(Pages as source code)
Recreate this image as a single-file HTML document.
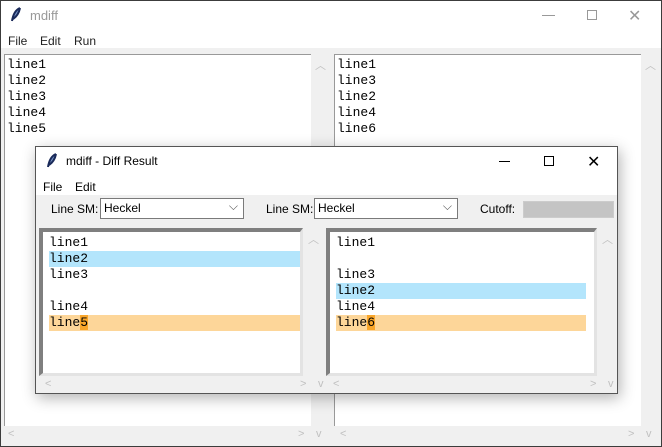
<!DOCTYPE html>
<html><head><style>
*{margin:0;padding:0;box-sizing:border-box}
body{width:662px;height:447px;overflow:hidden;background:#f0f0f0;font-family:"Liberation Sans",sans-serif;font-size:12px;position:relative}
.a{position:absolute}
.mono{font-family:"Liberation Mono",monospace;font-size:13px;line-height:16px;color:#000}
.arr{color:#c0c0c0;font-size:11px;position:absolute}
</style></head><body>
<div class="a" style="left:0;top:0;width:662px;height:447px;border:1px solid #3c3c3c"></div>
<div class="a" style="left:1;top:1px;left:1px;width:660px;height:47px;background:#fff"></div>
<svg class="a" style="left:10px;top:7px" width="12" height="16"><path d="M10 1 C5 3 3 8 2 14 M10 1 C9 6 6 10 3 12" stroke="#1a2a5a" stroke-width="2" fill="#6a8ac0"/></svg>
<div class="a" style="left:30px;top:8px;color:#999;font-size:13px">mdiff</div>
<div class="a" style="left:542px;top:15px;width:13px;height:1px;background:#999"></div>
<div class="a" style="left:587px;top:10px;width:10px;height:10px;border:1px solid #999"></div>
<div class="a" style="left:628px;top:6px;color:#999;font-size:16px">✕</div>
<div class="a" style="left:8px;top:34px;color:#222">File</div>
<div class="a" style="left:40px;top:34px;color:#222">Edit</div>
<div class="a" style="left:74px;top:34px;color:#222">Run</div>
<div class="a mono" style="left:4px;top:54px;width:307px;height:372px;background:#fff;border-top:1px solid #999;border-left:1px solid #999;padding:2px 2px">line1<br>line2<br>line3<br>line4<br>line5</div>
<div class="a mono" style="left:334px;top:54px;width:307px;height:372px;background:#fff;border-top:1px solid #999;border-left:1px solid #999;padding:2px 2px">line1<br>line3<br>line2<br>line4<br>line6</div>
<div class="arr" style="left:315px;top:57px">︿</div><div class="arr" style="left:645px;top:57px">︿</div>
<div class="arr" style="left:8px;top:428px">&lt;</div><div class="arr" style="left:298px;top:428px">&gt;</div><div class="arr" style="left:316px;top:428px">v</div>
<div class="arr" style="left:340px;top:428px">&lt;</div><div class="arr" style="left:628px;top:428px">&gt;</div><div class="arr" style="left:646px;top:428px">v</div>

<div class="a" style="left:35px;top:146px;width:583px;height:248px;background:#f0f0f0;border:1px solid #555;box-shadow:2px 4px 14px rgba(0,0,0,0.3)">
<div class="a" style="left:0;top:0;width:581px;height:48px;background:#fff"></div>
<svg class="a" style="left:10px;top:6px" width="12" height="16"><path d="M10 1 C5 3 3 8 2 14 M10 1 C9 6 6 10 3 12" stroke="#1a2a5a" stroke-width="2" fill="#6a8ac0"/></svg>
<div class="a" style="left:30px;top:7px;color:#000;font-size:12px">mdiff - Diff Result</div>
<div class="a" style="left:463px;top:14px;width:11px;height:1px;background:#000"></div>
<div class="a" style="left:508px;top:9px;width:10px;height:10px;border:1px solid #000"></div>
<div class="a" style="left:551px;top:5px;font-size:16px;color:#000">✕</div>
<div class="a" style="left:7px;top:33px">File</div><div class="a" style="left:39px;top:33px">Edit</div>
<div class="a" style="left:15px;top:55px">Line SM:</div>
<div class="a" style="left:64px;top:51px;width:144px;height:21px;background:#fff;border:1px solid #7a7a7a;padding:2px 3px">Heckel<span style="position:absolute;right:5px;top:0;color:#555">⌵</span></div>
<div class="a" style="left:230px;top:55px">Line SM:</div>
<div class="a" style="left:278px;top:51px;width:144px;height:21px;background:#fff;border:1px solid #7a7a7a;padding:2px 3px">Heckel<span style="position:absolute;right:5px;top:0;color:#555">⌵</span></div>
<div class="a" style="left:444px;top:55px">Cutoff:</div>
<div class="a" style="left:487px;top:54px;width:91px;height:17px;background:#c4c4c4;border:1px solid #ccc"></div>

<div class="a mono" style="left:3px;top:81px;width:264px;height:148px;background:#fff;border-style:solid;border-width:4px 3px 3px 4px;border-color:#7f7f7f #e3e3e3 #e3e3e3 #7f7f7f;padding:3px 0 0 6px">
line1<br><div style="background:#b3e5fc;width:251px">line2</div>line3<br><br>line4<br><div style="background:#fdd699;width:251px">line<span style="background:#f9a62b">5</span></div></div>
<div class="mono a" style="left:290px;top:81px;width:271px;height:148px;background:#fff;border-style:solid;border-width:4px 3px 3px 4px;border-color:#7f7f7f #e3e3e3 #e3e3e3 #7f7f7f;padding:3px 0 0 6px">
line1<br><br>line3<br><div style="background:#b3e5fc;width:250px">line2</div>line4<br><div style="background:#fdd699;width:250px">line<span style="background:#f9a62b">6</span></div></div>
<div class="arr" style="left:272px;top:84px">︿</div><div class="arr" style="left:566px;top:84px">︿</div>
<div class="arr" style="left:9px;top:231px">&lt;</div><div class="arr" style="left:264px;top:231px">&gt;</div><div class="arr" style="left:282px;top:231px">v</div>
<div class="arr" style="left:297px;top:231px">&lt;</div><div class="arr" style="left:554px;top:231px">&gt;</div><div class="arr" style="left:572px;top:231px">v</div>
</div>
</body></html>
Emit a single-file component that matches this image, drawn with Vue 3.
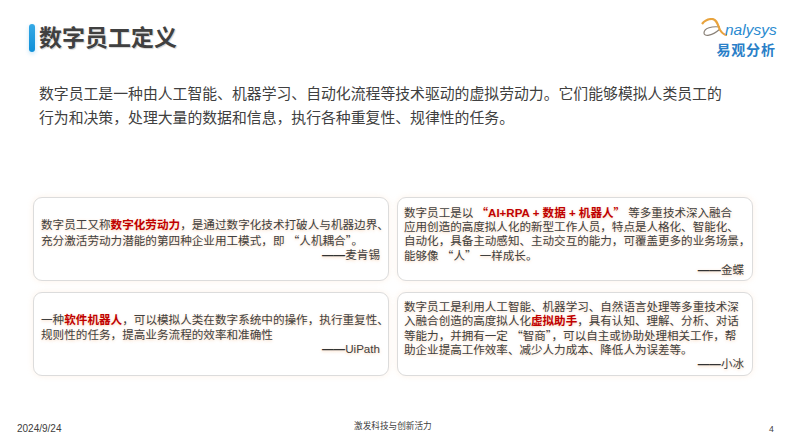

### EXERCISE OBJECTIVE
Set down every record once more, word for word, without pictures.

### FINISHED TASK
Recreate this image as a single-file HTML document.
<!DOCTYPE html>
<html><head><style>
*{margin:0;padding:0;box-sizing:border-box}
body{width:662px;height:447px;overflow:hidden;background:#f0f0f0;font-family:"Liberation Sans",sans-serif;font-size:12px;position:relative}
.a{position:absolute}
.mono{font-family:"Liberation Mono",monospace;font-size:13px;line-height:16px;color:#000}
.arr{color:#c0c0c0;font-size:11px;position:absolute}
</style></head><body>
<div class="a" style="left:0;top:0;width:662px;height:447px;border:1px solid #3c3c3c"></div>
<div class="a" style="left:1;top:1px;left:1px;width:660px;height:47px;background:#fff"></div>
<svg class="a" style="left:10px;top:7px" width="12" height="16"><path d="M10 1 C5 3 3 8 2 14 M10 1 C9 6 6 10 3 12" stroke="#1a2a5a" stroke-width="2" fill="#6a8ac0"/></svg>
<div class="a" style="left:30px;top:8px;color:#999;font-size:13px">mdiff</div>
<div class="a" style="left:542px;top:15px;width:13px;height:1px;background:#999"></div>
<div class="a" style="left:587px;top:10px;width:10px;height:10px;border:1px solid #999"></div>
<div class="a" style="left:628px;top:6px;color:#999;font-size:16px">✕</div>
<div class="a" style="left:8px;top:34px;color:#222">File</div>
<div class="a" style="left:40px;top:34px;color:#222">Edit</div>
<div class="a" style="left:74px;top:34px;color:#222">Run</div>
<div class="a mono" style="left:4px;top:54px;width:307px;height:372px;background:#fff;border-top:1px solid #999;border-left:1px solid #999;padding:2px 2px">line1<br>line2<br>line3<br>line4<br>line5</div>
<div class="a mono" style="left:334px;top:54px;width:307px;height:372px;background:#fff;border-top:1px solid #999;border-left:1px solid #999;padding:2px 2px">line1<br>line3<br>line2<br>line4<br>line6</div>
<div class="arr" style="left:315px;top:57px">︿</div><div class="arr" style="left:645px;top:57px">︿</div>
<div class="arr" style="left:8px;top:428px">&lt;</div><div class="arr" style="left:298px;top:428px">&gt;</div><div class="arr" style="left:316px;top:428px">v</div>
<div class="arr" style="left:340px;top:428px">&lt;</div><div class="arr" style="left:628px;top:428px">&gt;</div><div class="arr" style="left:646px;top:428px">v</div>

<div class="a" style="left:35px;top:146px;width:583px;height:248px;background:#f0f0f0;border:1px solid #555;box-shadow:2px 4px 14px rgba(0,0,0,0.3)">
<div class="a" style="left:0;top:0;width:581px;height:48px;background:#fff"></div>
<svg class="a" style="left:10px;top:6px" width="12" height="16"><path d="M10 1 C5 3 3 8 2 14 M10 1 C9 6 6 10 3 12" stroke="#1a2a5a" stroke-width="2" fill="#6a8ac0"/></svg>
<div class="a" style="left:30px;top:7px;color:#000;font-size:12px">mdiff - Diff Result</div>
<div class="a" style="left:463px;top:14px;width:11px;height:1px;background:#000"></div>
<div class="a" style="left:508px;top:9px;width:10px;height:10px;border:1px solid #000"></div>
<div class="a" style="left:551px;top:5px;font-size:16px;color:#000">✕</div>
<div class="a" style="left:7px;top:33px">File</div><div class="a" style="left:39px;top:33px">Edit</div>
<div class="a" style="left:15px;top:55px">Line SM:</div>
<div class="a" style="left:64px;top:51px;width:144px;height:21px;background:#fff;border:1px solid #7a7a7a;padding:2px 3px">Heckel<span style="position:absolute;right:5px;top:0;color:#555">⌵</span></div>
<div class="a" style="left:230px;top:55px">Line SM:</div>
<div class="a" style="left:278px;top:51px;width:144px;height:21px;background:#fff;border:1px solid #7a7a7a;padding:2px 3px">Heckel<span style="position:absolute;right:5px;top:0;color:#555">⌵</span></div>
<div class="a" style="left:444px;top:55px">Cutoff:</div>
<div class="a" style="left:487px;top:54px;width:91px;height:17px;background:#c4c4c4;border:1px solid #ccc"></div>

<div class="a mono" style="left:3px;top:81px;width:264px;height:148px;background:#fff;border-style:solid;border-width:4px 3px 3px 4px;border-color:#7f7f7f #e3e3e3 #e3e3e3 #7f7f7f;padding:3px 0 0 6px">
line1<br><div style="background:#b3e5fc;width:251px">line2</div>line3<br><br>line4<br><div style="background:#fdd699;width:251px">line<span style="background:#f9a62b">5</span></div></div>
<div class="mono a" style="left:290px;top:81px;width:271px;height:148px;background:#fff;border-style:solid;border-width:4px 3px 3px 4px;border-color:#7f7f7f #e3e3e3 #e3e3e3 #7f7f7f;padding:3px 0 0 6px">
line1<br><br>line3<br><div style="background:#b3e5fc;width:250px">line2</div>line4<br><div style="background:#fdd699;width:250px">line<span style="background:#f9a62b">6</span></div></div>
<div class="arr" style="left:272px;top:84px">︿</div><div class="arr" style="left:566px;top:84px">︿</div>
<div class="arr" style="left:9px;top:231px">&lt;</div><div class="arr" style="left:264px;top:231px">&gt;</div><div class="arr" style="left:282px;top:231px">v</div>
<div class="arr" style="left:297px;top:231px">&lt;</div><div class="arr" style="left:554px;top:231px">&gt;</div><div class="arr" style="left:572px;top:231px">v</div>
</div>
</body></html>
Emit a single-file component that matches this image, drawn with Vue 3.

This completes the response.